Practical guidelines and national minimum standards exist of the provision of meals in residential and nursing homes. These guidelines are relevant and should be applied to the resident with diabetes too.
Consideration should be made, for example, to timing of medication and meals, the availability of snacks, and flexibility and frequency of meals.
Breakfast
All breakfast cereals are fine. More filling choices include porridge, All Bran or fruit and fibre. Adding fruit helps to notch up a portion towards the five-a-day target early in the day. Any kind of fruit can be used and it can be fresh, frozen, stewed, canned or dried.
A small glass of unsweetened fruit juice or smoothie can count too, but no matter how much is drunk, fruit juice can only count as one portion in any one day. Some people find it affects blood glucose levels quickly so it’s not the best choice for quenching thirst.

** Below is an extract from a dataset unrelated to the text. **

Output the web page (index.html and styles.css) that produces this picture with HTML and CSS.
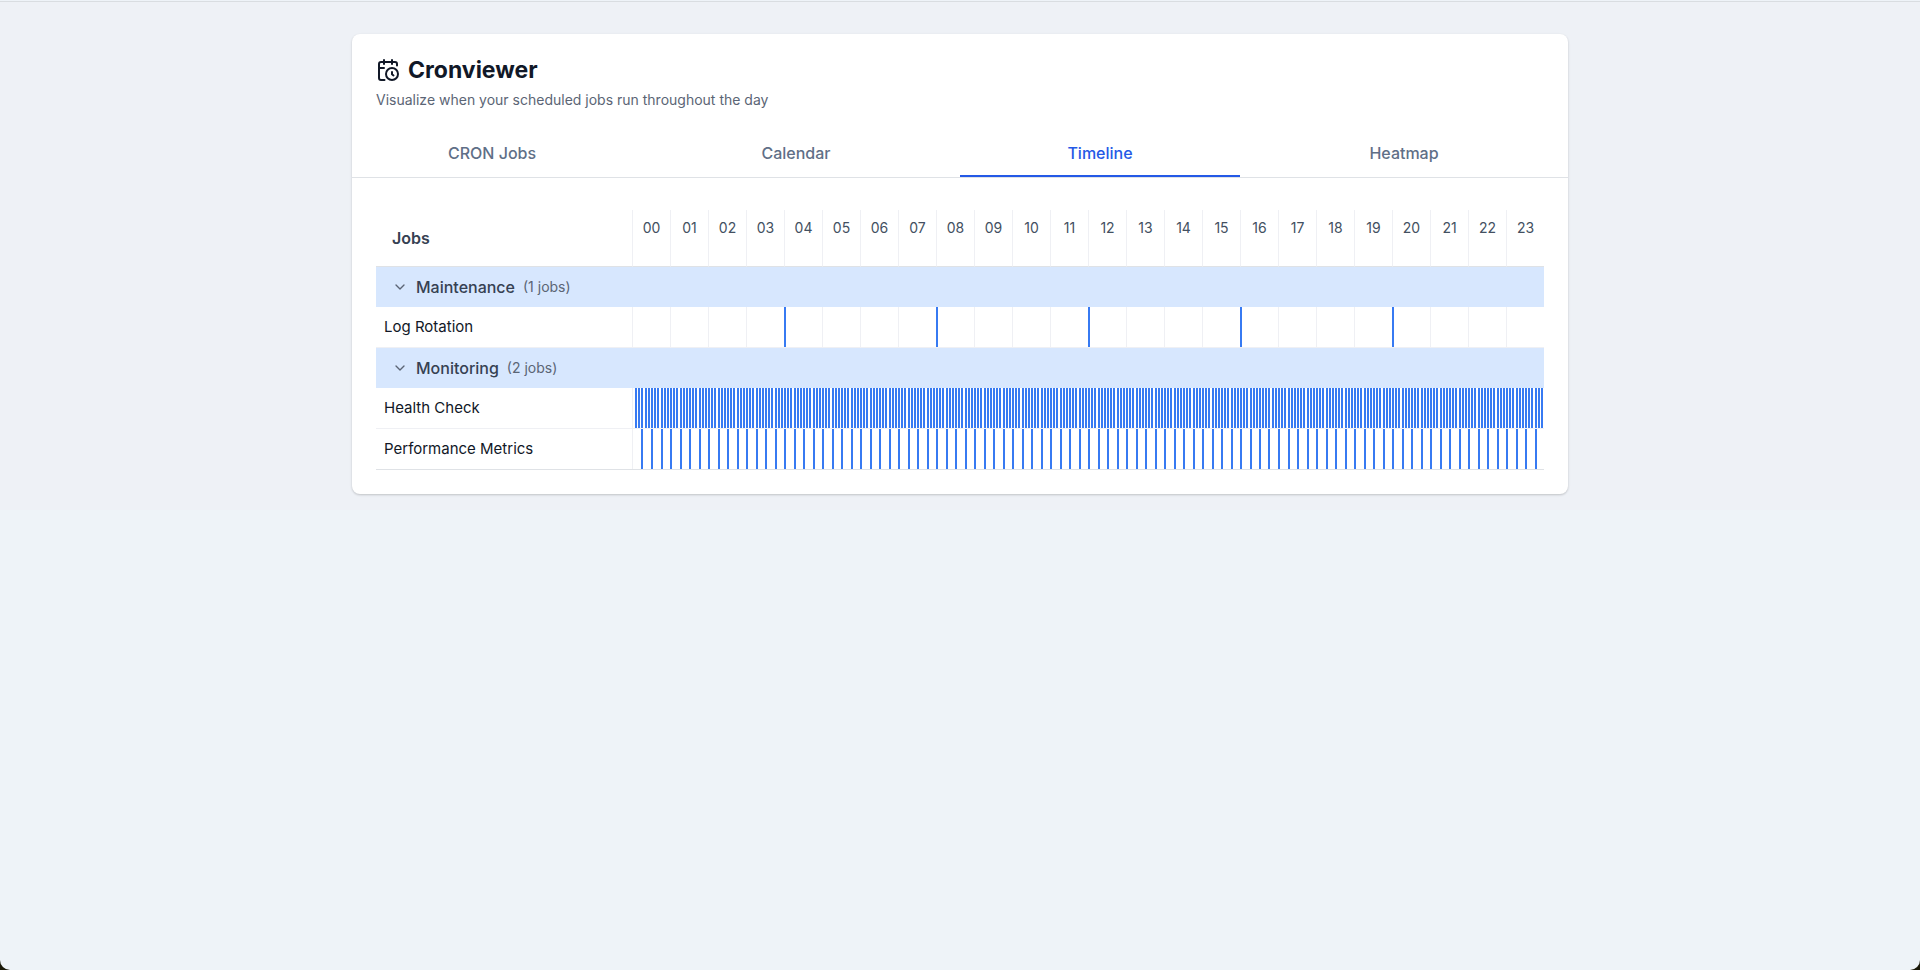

Bread, toast, bread muffins and crumpets are a good alternative to cereal. All are fine, but wholegrain and granary versions are better for helping people with diabetes feel fuller for longer. Ordinary jams and marmalades or reduced sugar versions are okay too.
Main meals
Using the plate as a rough guide will help you to provide foods in the recommended proportions (see below).


Light meals
Ensuring that residents also have a light meal helps to control appetite as well as diabetes. Lean meat, fish, eggs, beans, pulses, soups and salads are all good choices. Provide these with granary bread, toast, pitta bread, jacket potatoes, pasta or rice. For a better balance, add some extra salad and follow lunch with a piece of fruit or a low fat or diet yogurt.
Snacks
Remember that extra snacks can pile on extra calories so make fruit or a diet/low fat yogurt the choice of snack wherever possible. For some people with diabetes on certain diabetes medication, snacks are essential – check with your resident’s healthcare team about whether this applies to them.